Village in Jamnagar district, Gujarat, India

Moti Bhalsan (also known as Bholasan) is a village in Jamnagar district in the Indian state of Gujarat. It is situated approximately 22 km southeast of Jamnagar near the Gulf of Kutch.

The village is traditionally regarded as the ancestral seat of the Moti Bhalsan branch of the Sodha Rajputs. According to regional genealogical traditions, it was established by Rana Parbatji Sodha during the early sixteenth century. The village is also associated with the Rajput warrior Togaji Sodha, who fought in the Battle of Bhuchar Mori in 1591.

== Geography ==

Moti Bhalsan is located in western Gujarat in Jamnagar district, approximately 22 km southeast of Jamnagar city. Nearby towns include Kalavad, Khambhalia and Salaya. The village falls under PIN Code 361012, with the postal head office at Chela.

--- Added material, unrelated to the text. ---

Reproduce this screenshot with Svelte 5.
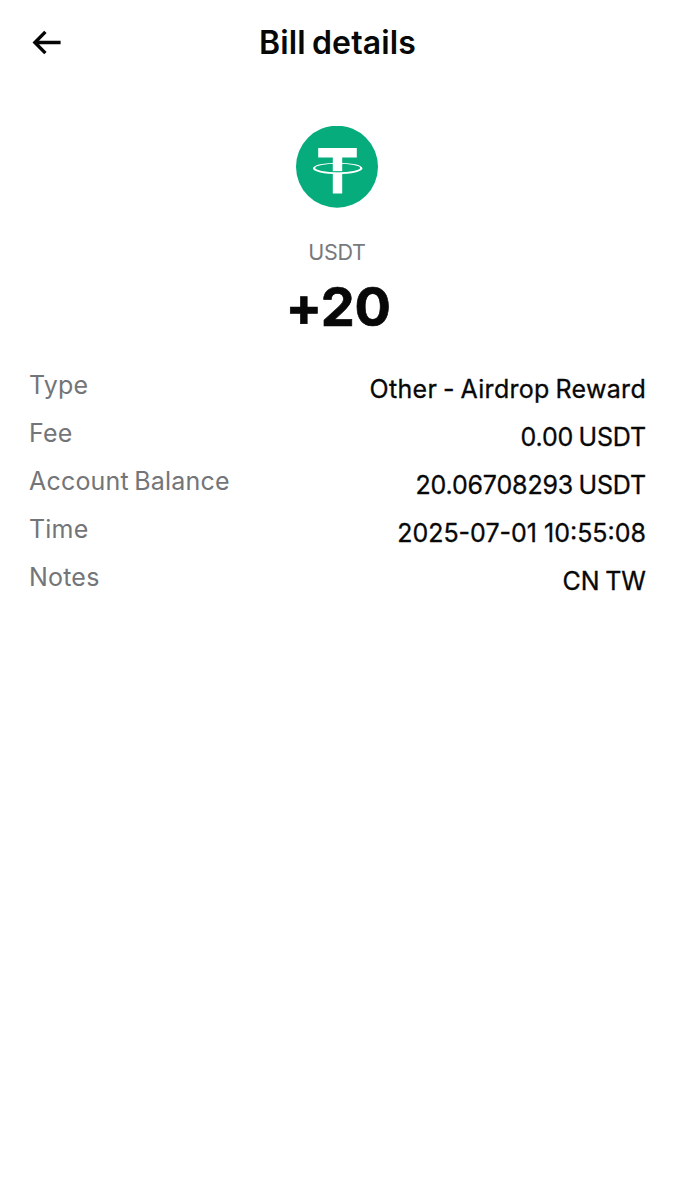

It lies close to the Gulf of Kutch and the Arabian Sea.

== History ==

According to regional Rajput genealogical traditions, the ancestors of the Moti Bhalsan branch of the Sodha Rajputs migrated from Amarkot (present-day Sindh, Pakistan) into Gujarat through Kutch. Family tradition associates this migration with Rana Deepanji, who is credited with establishing Virva in the present-day Rajkot region before later generations expanded into the Halar region of Saurashtra.

According to family genealogies, Kunwar Parbatji later succeeded as Rana Parbatji and is traditionally credited with founding Moti Bhalsan during the early sixteenth century.

The village subsequently became the traditional seat of the Moti Bhalsan branch of the Sodha Rajputs. Family genealogies identify Family genealogies identify Moti Bhalsan, Shekhpat, Dhandha and Laliya as the principal settlements associated with the early history of this branch.

=== Togaji Sodha and the Battle of Bhuchar Mori ===

One of the most prominent historical figures associated with the village is Rana Togaji Sodha, who is traditionally regarded as a descendant of Rana Parbatji. Togaji fought on the side of Jam Sataji of Nawanagar State during the Battle of Bhuchar Mori, fought in July 1591 near Dhrol between the forces of Nawanagar and the Mughal army commanded by Mirza Aziz Koka.

The Battle of Bhuchar Mori is regarded as one of the largest military engagements in the history of Saurashtra and is often referred to as the "Panipat of Saurashtra". Togaji Sodha was among the Rajput commanders who were killed in action during the battle.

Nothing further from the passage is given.